§ **What is needed**
Exclude images, then output the remaining data verbatim.

§ **Dataset excerpt**

= = = = = = =

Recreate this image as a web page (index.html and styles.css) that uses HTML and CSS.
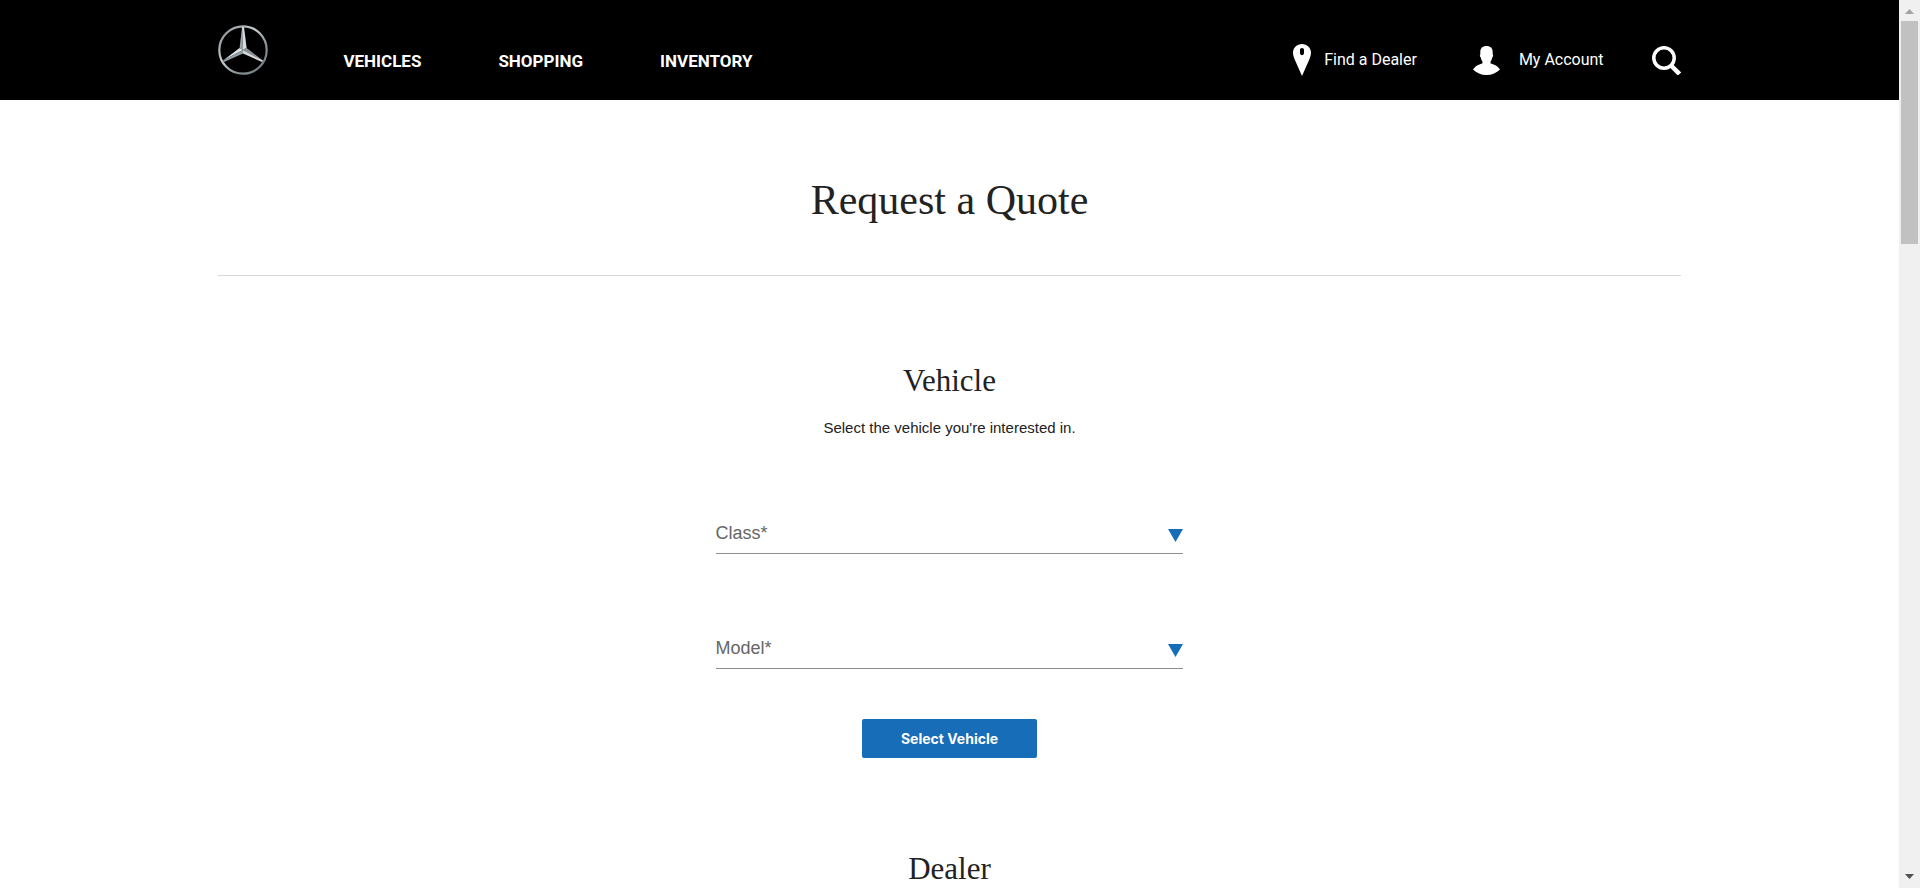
FILE: index.html
```html
<!DOCTYPE html>
<html lang="en">
<head>
<meta charset="utf-8">
<title>Request a Quote</title>
<link rel="stylesheet" href="styles.css">
</head>
<body>
<div class="page">
  <header class="header">
    <div class="header-inner">
      <a class="logo" href="#" aria-label="Home">
        <svg viewBox="0 0 50 50" width="50" height="50">
          <defs>
            <linearGradient id="ring" x1="0" y1="0" x2="1" y2="1">
              <stop offset="0" stop-color="#7d868b"/><stop offset=".4" stop-color="#c9ced0"/><stop offset=".65" stop-color="#8d979b"/><stop offset="1" stop-color="#66727a"/>
            </linearGradient>
          </defs>
          <circle cx="25" cy="25" r="23.7" fill="none" stroke="url(#ring)" stroke-width="2.200"/>
          <path d="M24 2 21.600 23 25 25z" fill="#9aa3a7"/>
          <path d="M24 2h2L28.600 23 25 25z" fill="#d6dbdd"/>
          <path d="M5 35.600 21.600 23 25 25z" fill="#dfe4e5"/>
          <path d="M5 35.600 25 25v3.400L6 37z" fill="#94a0a6"/>
          <path d="M45 35.600 28.600 23 25 25z" fill="#8b969b"/>
          <path d="M45 35.600 25 25v3.400L44 37z" fill="#d5dadc"/>
        </svg>
      </a>
      <nav class="nav">
        <a href="#">VEHICLES</a>
        <a href="#">SHOPPING</a>
        <a href="#">INVENTORY</a>
      </nav>
      <div class="tools">
        <a class="tool dealer" href="#">
          <svg viewBox="0 0 18 32" width="18" height="32"><path fill="#fff" fill-rule="evenodd" d="M9 0C4 0 0 3.800 0 8.800c0 2.200.7 4.200 1.700 6.600L9 32l7.300-16.600C17.300 13 18 11 18 8.800 18 3.800 14 0 9 0zm0 4c1.200 0 2 .9 2 2v3c0 1.200-.8 2.200-2 2.200S7 10.200 7 9V6c0-1.100.8-2 2-2z"/></svg>
          <span>Find a Dealer</span>
        </a>
        <a class="tool account" href="#">
          <svg viewBox="0 0 27 29" width="27" height="29"><path fill="#fff" d="M13.500 0C9.500 0 7.300 2.200 7.300 6v2.500c-.7.500-.5 2.200.4 2.800.3 1.700.8 3 1.700 4v2.200C6.500 18.300 2.500 19.500 0 23.500 3.500 27 8 29 13.500 29S23.500 27 27 23.500c-2.500-4-6.500-5.200-9.400-6v-2.200c.9-1 1.400-2.300 1.700-4 .9-.6 1.100-2.300.4-2.800V6c0-3.800-2.200-6-6.200-6z"/></svg>
          <span>My Account</span>
        </a>
        <button class="search" type="button" aria-label="Search">
          <svg viewBox="0 0 29 29" width="29" height="29"><g fill="none" stroke="#fff"><circle cx="12" cy="12" r="10.200" stroke-width="3.500"/><path d="M18.500 19 27.500 28" stroke-width="4.500"/></g></svg>
        </button>
      </div>
    </div>
  </header>
  <main class="content">
    <h1>Request a Quote</h1>
    <form class="form">
      <section class="section">
        <h2>Vehicle</h2>
        <p>Select the vehicle you're interested in.</p>
        <div class="field">
          <label for="class">Class*</label>
          <select id="class"><option></option></select>
          <svg class="arrow" viewBox="0 0 15 13" width="15" height="13"><path d="M0 0h15L7.500 13z" fill="#176db7"/></svg>
        </div>
        <div class="field">
          <label for="model">Model*</label>
          <select id="model"><option></option></select>
          <svg class="arrow" viewBox="0 0 15 13" width="15" height="13"><path d="M0 0h15L7.500 13z" fill="#176db7"/></svg>
        </div>
        <button class="submit" type="button">Select Vehicle</button>
      </section>
      <section class="section">
        <h2>Dealer</h2>
      </section>
    </form>
  </main>
</div>
<div class="scrollbar" aria-hidden="true">
  <svg viewBox="0 0 9 5" width="9" height="5"><path d="M0 5h9L4.500 0z" fill="#a3a3a3"/></svg>
  <div class="track"><div class="thumb"></div></div>
  <svg viewBox="0 0 9 5" width="9" height="5"><path d="M0 0h9L4.500 5z" fill="#505050"/></svg>
</div>
</body>
</html>
```
FILE: styles.css
```css
* { box-sizing: border-box; }

body {
  margin: 0;
  display: flex;
  height: 100vh;
  overflow: hidden;
  background: #fff;
  color: #222;
  font-family: "Liberation Sans", Arial, sans-serif;
}

a { color: inherit; text-decoration: none; }
svg { display: block; flex: none; }

.page { flex: 1; min-width: 0; overflow: hidden; }

.header { background: #000; color: #fff; font-family: Roboto, "Liberation Sans", sans-serif; }

.header-inner {
  width: 77%;
  height: 100px;
  margin: 0 auto;
  display: flex;
  align-items: center;
}

.nav {
  display: flex;
  gap: 77px;
  margin-left: 75px;
  padding-top: 22px;
  font-size: 17px;
  font-weight: 700;
  line-height: 20px;
}

.tools {
  display: flex;
  align-items: center;
  margin-left: auto;
  padding-top: 20px;
  font-size: 16px;
  line-height: 20px;
}

.tool { display: flex; align-items: center; }
.dealer { gap: 13px; margin-right: 56px; }
.account { gap: 19px; margin-right: 48px; }

.search { padding: 0; border: 0; background: none; }

.content { width: 77%; margin: 0 auto; text-align: center; }

h1, h2 { margin: 0; font-family: "Liberation Serif", serif; font-weight: 400; }

h1 {
  padding: 76px 0 51px;
  border-bottom: 1px solid #d8d8d8;
  font-size: 42px;
  line-height: 48px;
}

.form { display: flex; flex-direction: column; gap: 91px; padding-top: 85px; }

.section { display: flex; flex-direction: column; align-items: center; }

h2 { font-size: 31px; line-height: 40px; }

p { margin: 17px 0 38px; font-size: 15px; line-height: 20px; }

.field {
  display: grid;
  grid-template-columns: 1fr auto;
  align-items: center;
  width: 32%;
  height: 40px;
  margin-top: 38px;
  margin-bottom: 37px;
  border-bottom: 1px solid #8e8e8e;
  color: #666;
  font-size: 18px;
  text-align: left;
}

.field label { grid-area: 1 / 1; pointer-events: none; }

.field select {
  grid-area: 1 / 1 / 2 / 3;
  width: 100%;
  height: 100%;
  border: 0;
  appearance: none;
  background: transparent;
  font: inherit;
}

.arrow { grid-area: 1 / 2; margin-top: 3px; pointer-events: none; }

.submit {
  margin-top: 13px;
  padding: 0 39px;
  border: 0;
  border-radius: 2px;
  background: #176db7;
  color: #fff;
  font: 700 14px/39px Inter, "Liberation Sans", sans-serif;
}

.scrollbar {
  display: flex;
  flex-direction: column;
  align-items: center;
  width: 21px;
  padding: 9px 2px;
  background: #f0f0f0;
}

.track { flex: 1; width: 100%; padding: 7px 0; }
.thumb { height: 26.4%; background: #c1c1c1; }
```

= = = = = = =

§ **Written reply**
Recreate this image as a web page (index.html and styles.css) that uses HTML and CSS.
FILE: index.html
```html
<!DOCTYPE html>
<html lang="en">
<head>
<meta charset="utf-8">
<title>Request a Quote</title>
<link rel="stylesheet" href="styles.css">
</head>
<body>
<div class="page">
  <header class="header">
    <div class="header-inner">
      <a class="logo" href="#" aria-label="Home">
        <svg viewBox="0 0 50 50" width="50" height="50">
          <defs>
            <linearGradient id="ring" x1="0" y1="0" x2="1" y2="1">
              <stop offset="0" stop-color="#7d868b"/><stop offset=".4" stop-color="#c9ced0"/><stop offset=".65" stop-color="#8d979b"/><stop offset="1" stop-color="#66727a"/>
            </linearGradient>
          </defs>
          <circle cx="25" cy="25" r="23.7" fill="none" stroke="url(#ring)" stroke-width="2.200"/>
          <path d="M24 2 21.600 23 25 25z" fill="#9aa3a7"/>
          <path d="M24 2h2L28.600 23 25 25z" fill="#d6dbdd"/>
          <path d="M5 35.600 21.600 23 25 25z" fill="#dfe4e5"/>
          <path d="M5 35.600 25 25v3.400L6 37z" fill="#94a0a6"/>
          <path d="M45 35.600 28.600 23 25 25z" fill="#8b969b"/>
          <path d="M45 35.600 25 25v3.400L44 37z" fill="#d5dadc"/>
        </svg>
      </a>
      <nav class="nav">
        <a href="#">VEHICLES</a>
        <a href="#">SHOPPING</a>
        <a href="#">INVENTORY</a>
      </nav>
      <div class="tools">
        <a class="tool dealer" href="#">
          <svg viewBox="0 0 18 32" width="18" height="32"><path fill="#fff" fill-rule="evenodd" d="M9 0C4 0 0 3.800 0 8.800c0 2.200.7 4.200 1.700 6.600L9 32l7.300-16.600C17.300 13 18 11 18 8.800 18 3.800 14 0 9 0zm0 4c1.200 0 2 .9 2 2v3c0 1.200-.8 2.200-2 2.200S7 10.200 7 9V6c0-1.100.8-2 2-2z"/></svg>
          <span>Find a Dealer</span>
        </a>
        <a class="tool account" href="#">
          <svg viewBox="0 0 27 29" width="27" height="29"><path fill="#fff" d="M13.500 0C9.500 0 7.300 2.200 7.300 6v2.500c-.7.500-.5 2.200.4 2.800.3 1.700.8 3 1.700 4v2.200C6.500 18.300 2.500 19.500 0 23.500 3.500 27 8 29 13.500 29S23.500 27 27 23.500c-2.500-4-6.500-5.200-9.400-6v-2.200c.9-1 1.400-2.300 1.700-4 .9-.6 1.100-2.300.4-2.800V6c0-3.800-2.200-6-6.200-6z"/></svg>
          <span>My Account</span>
        </a>
        <button class="search" type="button" aria-label="Search">
          <svg viewBox="0 0 29 29" width="29" height="29"><g fill="none" stroke="#fff"><circle cx="12" cy="12" r="10.200" stroke-width="3.500"/><path d="M18.500 19 27.500 28" stroke-width="4.500"/></g></svg>
        </button>
      </div>
    </div>
  </header>
  <main class="content">
    <h1>Request a Quote</h1>
    <form class="form">
      <section class="section">
        <h2>Vehicle</h2>
        <p>Select the vehicle you're interested in.</p>
        <div class="field">
          <label for="class">Class*</label>
          <select id="class"><option></option></select>
          <svg class="arrow" viewBox="0 0 15 13" width="15" height="13"><path d="M0 0h15L7.500 13z" fill="#176db7"/></svg>
        </div>
        <div class="field">
          <label for="model">Model*</label>
          <select id="model"><option></option></select>
          <svg class="arrow" viewBox="0 0 15 13" width="15" height="13"><path d="M0 0h15L7.500 13z" fill="#176db7"/></svg>
        </div>
        <button class="submit" type="button">Select Vehicle</button>
      </section>
      <section class="section">
        <h2>Dealer</h2>
      </section>
    </form>
  </main>
</div>
<div class="scrollbar" aria-hidden="true">
  <svg viewBox="0 0 9 5" width="9" height="5"><path d="M0 5h9L4.500 0z" fill="#a3a3a3"/></svg>
  <div class="track"><div class="thumb"></div></div>
  <svg viewBox="0 0 9 5" width="9" height="5"><path d="M0 0h9L4.500 5z" fill="#505050"/></svg>
</div>
</body>
</html>
```
FILE: styles.css
```css
* { box-sizing: border-box; }

body {
  margin: 0;
  display: flex;
  height: 100vh;
  overflow: hidden;
  background: #fff;
  color: #222;
  font-family: "Liberation Sans", Arial, sans-serif;
}

a { color: inherit; text-decoration: none; }
svg { display: block; flex: none; }

.page { flex: 1; min-width: 0; overflow: hidden; }

.header { background: #000; color: #fff; font-family: Roboto, "Liberation Sans", sans-serif; }

.header-inner {
  width: 77%;
  height: 100px;
  margin: 0 auto;
  display: flex;
  align-items: center;
}

.nav {
  display: flex;
  gap: 77px;
  margin-left: 75px;
  padding-top: 22px;
  font-size: 17px;
  font-weight: 700;
  line-height: 20px;
}

.tools {
  display: flex;
  align-items: center;
  margin-left: auto;
  padding-top: 20px;
  font-size: 16px;
  line-height: 20px;
}

.tool { display: flex; align-items: center; }
.dealer { gap: 13px; margin-right: 56px; }
.account { gap: 19px; margin-right: 48px; }

.search { padding: 0; border: 0; background: none; }

.content { width: 77%; margin: 0 auto; text-align: center; }

h1, h2 { margin: 0; font-family: "Liberation Serif", serif; font-weight: 400; }

h1 {
  padding: 76px 0 51px;
  border-bottom: 1px solid #d8d8d8;
  font-size: 42px;
  line-height: 48px;
}

.form { display: flex; flex-direction: column; gap: 91px; padding-top: 85px; }

.section { display: flex; flex-direction: column; align-items: center; }

h2 { font-size: 31px; line-height: 40px; }

p { margin: 17px 0 38px; font-size: 15px; line-height: 20px; }

.field {
  display: grid;
  grid-template-columns: 1fr auto;
  align-items: center;
  width: 32%;
  height: 40px;
  margin-top: 38px;
  margin-bottom: 37px;
  border-bottom: 1px solid #8e8e8e;
  color: #666;
  font-size: 18px;
  text-align: left;
}

.field label { grid-area: 1 / 1; pointer-events: none; }

.field select {
  grid-area: 1 / 1 / 2 / 3;
  width: 100%;
  height: 100%;
  border: 0;
  appearance: none;
  background: transparent;
  font: inherit;
}

.arrow { grid-area: 1 / 2; margin-top: 3px; pointer-events: none; }

.submit {
  margin-top: 13px;
  padding: 0 39px;
  border: 0;
  border-radius: 2px;
  background: #176db7;
  color: #fff;
  font: 700 14px/39px Inter, "Liberation Sans", sans-serif;
}

.scrollbar {
  display: flex;
  flex-direction: column;
  align-items: center;
  width: 21px;
  padding: 9px 2px;
  background: #f0f0f0;
}

.track { flex: 1; width: 100%; padding: 7px 0; }
.thumb { height: 26.4%; background: #c1c1c1; }
```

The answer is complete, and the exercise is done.